June 4, 2022, 1:24 PM UTC
People hold signs while protesting in front of Starbucks on April 14in New York City. Activists gathered to protest Starbucks' CEO Howard Schultz anti-unionization efforts and demand the reinstatement of workers fired for trying to unionize.
Michael M. Santiago—Getty Images

The workers’ union at Starbucks Corp. filed a complaint accusing the company of illegally shutting down a recently-unionized cafe, escalating hostilities between the coffee chain and the labor movement spreading swiftly through its stores.

In a Friday filing with the U.S. National Labor Relations Board, the Workers United union accused Starbucks of violating federal labor law by announcing it will permanently close an Ithaca, New York, store and alleged it was in retaliation for workers’ union activism.

Starbucks said the closure wasn’t related to union activism, but resulted from facilities, staffing, and “time and attendance” issues at the store.

“We open and close stores as a regular part of our operations,” Starbucks spokesperson Reggie Borges said Friday. “With deep care and urgency we continuously work to create the kind of store environment that partners and customers expect of Starbucks. Our goal is to ensure that every partner is supported in their individual situation, and we have immediate opportunities available in the market.” 

Employees at the Ithaca location, located near the Cornell University campus, in April voted to unionize and mounted a one-day strike, saying an overflowing grease trap had spilled wastewater and oil onto the floor, making the store unsafe. The union is urging the agency to seek a federal court injunction to more quickly prevent or reverse the closure.

“Starbucks won’t get away with retaliating against us like this,” Evan Sunshine, one of the store’s employees, said in an emailed statement from the union. “Whatever it takes, however long it may take, we will persevere.” 

In a Friday email informing the union of the planned closure, Starbucks attorney Alan Model said the company wanted to negotiate with Workers United regarding the impact on employees. “As you know, there have been many issues with regard to the condition of the store (e.g., the grease trap) and it does not make sense to further operate the store,” he wrote.

Workers United, an affiliate of the Service Employees International Union, has prevailed in unionization votes at over 100 Starbucks cafes around the country since securing its first landmark win at a Buffalo site last December.

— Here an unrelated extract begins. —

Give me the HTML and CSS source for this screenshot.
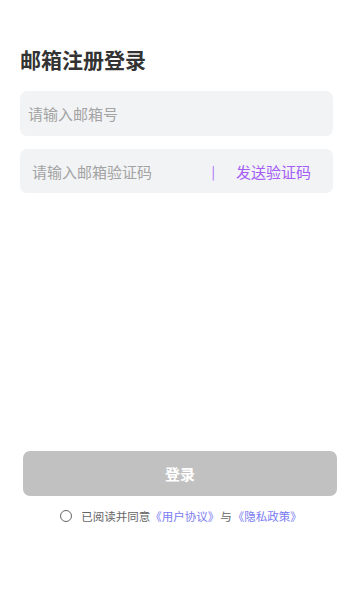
FILE: index.html
```html
<!DOCTYPE html>
<html lang="zh-CN">

<head>
    <meta charset="UTF-8">
    <title>邮箱注册登录</title>
    <link rel="stylesheet" href="styles.css">
</head>

<body>
    <div class="page">
        <h1 class="titulo">邮箱注册登录</h1>

        <div class="campo">
            <input class="entrada" placeholder="请输入邮箱号">
        </div>

        <div class="campo campo-codigo">
            <input class="entrada" placeholder="请输入邮箱验证码">
            <span class="separador">|</span>
            <a href="#" class="enviar">发送验证码</a>
        </div>

        <div class="espacio"></div>

        <button class="btn-login" type="button">登录</button>

        <div class="acuerdo">
            <span class="circulo"></span>
            <span>已阅读并同意</span><a href="#" class="enlace">《用户协议》</a><span class="con">与</span><a href="#" class="enlace">《隐私政策》</a>
        </div>
    </div>
</body>

</html>
```

FILE: styles.css
```css
body {
    margin: 0;
    font-family: "Noto Sans CJK SC", "Noto Sans", sans-serif;
    background: white;
}

.page {
    height: 600px;
    display: flex;
    flex-direction: column;
    padding: 0 27px 0 20px;
    box-sizing: border-box;
}

.titulo {
    margin: 44px 0 17px;
    font-size: 21px;
    line-height: 30px;
    font-weight: bold;
    color: #333;
}

.campo {
    height: 45px;
    background-color: #f2f3f5;
    border-radius: 7px;
    display: flex;
    align-items: center;
    padding: 0 8px;
    margin-bottom: 13px;
}

.campo-codigo {
    height: 44px;
    padding: 0 22px 0 12px;
}

.entrada {
    flex-grow: 1;
    min-width: 0;
    border: none;
    outline: none;
    background: transparent;
    font-family: inherit;
    font-size: 15px;
    color: #333;
    padding: 0;
}

.entrada::placeholder {
    color: #a3a3a3;
}

.separador {
    color: #a55df5;
    font-size: 13px;
    margin-right: 21px;
}

.enviar {
    color: #a55df5;
    font-size: 15px;
    text-decoration: none;
}

.espacio {
    flex-grow: 1;
}

.btn-login {
    margin: 0 -4px 0 3px;
    height: 45px;
    border: none;
    border-radius: 7px;
    background-color: #c1c1c1;
    color: white;
    font-family: inherit;
    font-size: 15px;
    font-weight: bold;
}

.acuerdo {
    margin: 12px 0 76px;
    display: flex;
    align-items: center;
    justify-content: center;
    font-size: 11.5px;
    line-height: 16px;
    color: #666;
    padding-left: 9px;
}

.circulo {
    width: 10px;
    height: 10px;
    border: 1px solid #666;
    border-radius: 50%;
    margin-right: 9px;
}

.enlace {
    color: #7b7bf2;
    text-decoration: none;
}

.con {
    margin: 0 1px;
}
```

Labor Board prosecutors in recent months have issued complaints accusing Starbucks of misconduct including illegally retaliating against employees in several states, and have sued seeking injunctions against the company. Starbucks has denied wrongdoing.

Complaints filed with the labor board are investigated by regional offices and, if found to have merit and not settled, can be prosecuted by the agency’s general counsel and heard by administrative law judges. The rulings can be appealed to NLRB members in Washington, D.C., and from there to federal court. The agency can require remedies such as posting of notices and reversals of policies or punishments, but has no authority to impose punitive damages.

In a statement, regional Workers United leader Gary Bonadonna Jr. called the store closure a “blatant act of war” against the union’s members. “We have their backs,” he said.